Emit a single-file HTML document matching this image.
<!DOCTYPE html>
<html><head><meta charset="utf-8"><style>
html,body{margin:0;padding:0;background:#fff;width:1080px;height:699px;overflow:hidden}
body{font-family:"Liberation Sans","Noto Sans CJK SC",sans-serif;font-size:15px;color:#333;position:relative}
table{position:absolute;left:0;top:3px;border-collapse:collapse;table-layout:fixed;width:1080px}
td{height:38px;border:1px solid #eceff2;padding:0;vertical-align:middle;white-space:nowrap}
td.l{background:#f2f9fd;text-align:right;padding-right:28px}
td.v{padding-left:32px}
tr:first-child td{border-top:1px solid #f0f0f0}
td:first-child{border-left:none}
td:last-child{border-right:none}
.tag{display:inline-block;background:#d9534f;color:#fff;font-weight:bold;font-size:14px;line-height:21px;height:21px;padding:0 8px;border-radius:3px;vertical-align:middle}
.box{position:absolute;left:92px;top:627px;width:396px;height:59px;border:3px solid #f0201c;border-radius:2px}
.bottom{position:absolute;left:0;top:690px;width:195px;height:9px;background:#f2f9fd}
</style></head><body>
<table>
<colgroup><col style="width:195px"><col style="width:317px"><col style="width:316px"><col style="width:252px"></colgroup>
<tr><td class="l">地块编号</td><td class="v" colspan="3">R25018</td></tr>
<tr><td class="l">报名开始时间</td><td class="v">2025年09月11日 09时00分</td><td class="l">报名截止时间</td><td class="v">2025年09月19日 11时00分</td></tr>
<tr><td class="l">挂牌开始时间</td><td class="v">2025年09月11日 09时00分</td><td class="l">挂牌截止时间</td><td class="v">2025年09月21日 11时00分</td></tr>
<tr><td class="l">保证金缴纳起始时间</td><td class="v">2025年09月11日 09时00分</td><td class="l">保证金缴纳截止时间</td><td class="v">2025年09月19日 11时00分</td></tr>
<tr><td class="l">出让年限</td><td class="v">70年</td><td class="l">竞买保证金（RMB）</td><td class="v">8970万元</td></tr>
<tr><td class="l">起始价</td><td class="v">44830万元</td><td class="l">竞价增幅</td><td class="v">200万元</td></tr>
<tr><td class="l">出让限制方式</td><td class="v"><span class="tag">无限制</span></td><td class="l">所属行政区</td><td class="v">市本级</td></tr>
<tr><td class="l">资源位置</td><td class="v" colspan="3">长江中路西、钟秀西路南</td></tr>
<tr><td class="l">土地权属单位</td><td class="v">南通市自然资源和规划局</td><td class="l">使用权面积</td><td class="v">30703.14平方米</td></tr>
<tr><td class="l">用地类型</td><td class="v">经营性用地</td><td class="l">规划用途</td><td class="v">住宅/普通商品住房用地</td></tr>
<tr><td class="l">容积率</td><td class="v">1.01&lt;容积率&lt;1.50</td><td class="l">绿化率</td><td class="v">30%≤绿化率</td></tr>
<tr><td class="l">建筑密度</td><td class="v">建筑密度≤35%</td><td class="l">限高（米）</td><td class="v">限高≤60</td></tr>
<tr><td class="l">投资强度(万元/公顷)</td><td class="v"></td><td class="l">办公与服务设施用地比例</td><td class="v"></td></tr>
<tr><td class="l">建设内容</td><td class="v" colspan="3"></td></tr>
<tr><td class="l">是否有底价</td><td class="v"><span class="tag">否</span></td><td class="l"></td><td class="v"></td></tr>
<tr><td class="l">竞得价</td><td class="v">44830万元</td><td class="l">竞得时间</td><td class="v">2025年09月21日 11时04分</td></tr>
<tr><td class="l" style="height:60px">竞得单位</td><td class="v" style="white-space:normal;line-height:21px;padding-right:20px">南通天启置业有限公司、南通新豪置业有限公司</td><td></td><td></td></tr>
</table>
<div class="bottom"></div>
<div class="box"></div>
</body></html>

......

*Exercise goal*
Restate the listing above word for word.

*The response*
Emit a single-file HTML document matching this image.
<!DOCTYPE html>
<html><head><meta charset="utf-8"><style>
html,body{margin:0;padding:0;background:#fff;width:1080px;height:699px;overflow:hidden}
body{font-family:"Liberation Sans","Noto Sans CJK SC",sans-serif;font-size:15px;color:#333;position:relative}
table{position:absolute;left:0;top:3px;border-collapse:collapse;table-layout:fixed;width:1080px}
td{height:38px;border:1px solid #eceff2;padding:0;vertical-align:middle;white-space:nowrap}
td.l{background:#f2f9fd;text-align:right;padding-right:28px}
td.v{padding-left:32px}
tr:first-child td{border-top:1px solid #f0f0f0}
td:first-child{border-left:none}
td:last-child{border-right:none}
.tag{display:inline-block;background:#d9534f;color:#fff;font-weight:bold;font-size:14px;line-height:21px;height:21px;padding:0 8px;border-radius:3px;vertical-align:middle}
.box{position:absolute;left:92px;top:627px;width:396px;height:59px;border:3px solid #f0201c;border-radius:2px}
.bottom{position:absolute;left:0;top:690px;width:195px;height:9px;background:#f2f9fd}
</style></head><body>
<table>
<colgroup><col style="width:195px"><col style="width:317px"><col style="width:316px"><col style="width:252px"></colgroup>
<tr><td class="l">地块编号</td><td class="v" colspan="3">R25018</td></tr>
<tr><td class="l">报名开始时间</td><td class="v">2025年09月11日 09时00分</td><td class="l">报名截止时间</td><td class="v">2025年09月19日 11时00分</td></tr>
<tr><td class="l">挂牌开始时间</td><td class="v">2025年09月11日 09时00分</td><td class="l">挂牌截止时间</td><td class="v">2025年09月21日 11时00分</td></tr>
<tr><td class="l">保证金缴纳起始时间</td><td class="v">2025年09月11日 09时00分</td><td class="l">保证金缴纳截止时间</td><td class="v">2025年09月19日 11时00分</td></tr>
<tr><td class="l">出让年限</td><td class="v">70年</td><td class="l">竞买保证金（RMB）</td><td class="v">8970万元</td></tr>
<tr><td class="l">起始价</td><td class="v">44830万元</td><td class="l">竞价增幅</td><td class="v">200万元</td></tr>
<tr><td class="l">出让限制方式</td><td class="v"><span class="tag">无限制</span></td><td class="l">所属行政区</td><td class="v">市本级</td></tr>
<tr><td class="l">资源位置</td><td class="v" colspan="3">长江中路西、钟秀西路南</td></tr>
<tr><td class="l">土地权属单位</td><td class="v">南通市自然资源和规划局</td><td class="l">使用权面积</td><td class="v">30703.14平方米</td></tr>
<tr><td class="l">用地类型</td><td class="v">经营性用地</td><td class="l">规划用途</td><td class="v">住宅/普通商品住房用地</td></tr>
<tr><td class="l">容积率</td><td class="v">1.01&lt;容积率&lt;1.50</td><td class="l">绿化率</td><td class="v">30%≤绿化率</td></tr>
<tr><td class="l">建筑密度</td><td class="v">建筑密度≤35%</td><td class="l">限高（米）</td><td class="v">限高≤60</td></tr>
<tr><td class="l">投资强度(万元/公顷)</td><td class="v"></td><td class="l">办公与服务设施用地比例</td><td class="v"></td></tr>
<tr><td class="l">建设内容</td><td class="v" colspan="3"></td></tr>
<tr><td class="l">是否有底价</td><td class="v"><span class="tag">否</span></td><td class="l"></td><td class="v"></td></tr>
<tr><td class="l">竞得价</td><td class="v">44830万元</td><td class="l">竞得时间</td><td class="v">2025年09月21日 11时04分</td></tr>
<tr><td class="l" style="height:60px">竞得单位</td><td class="v" style="white-space:normal;line-height:21px;padding-right:20px">南通天启置业有限公司、南通新豪置业有限公司</td><td></td><td></td></tr>
</table>
<div class="bottom"></div>
<div class="box"></div>
</body></html>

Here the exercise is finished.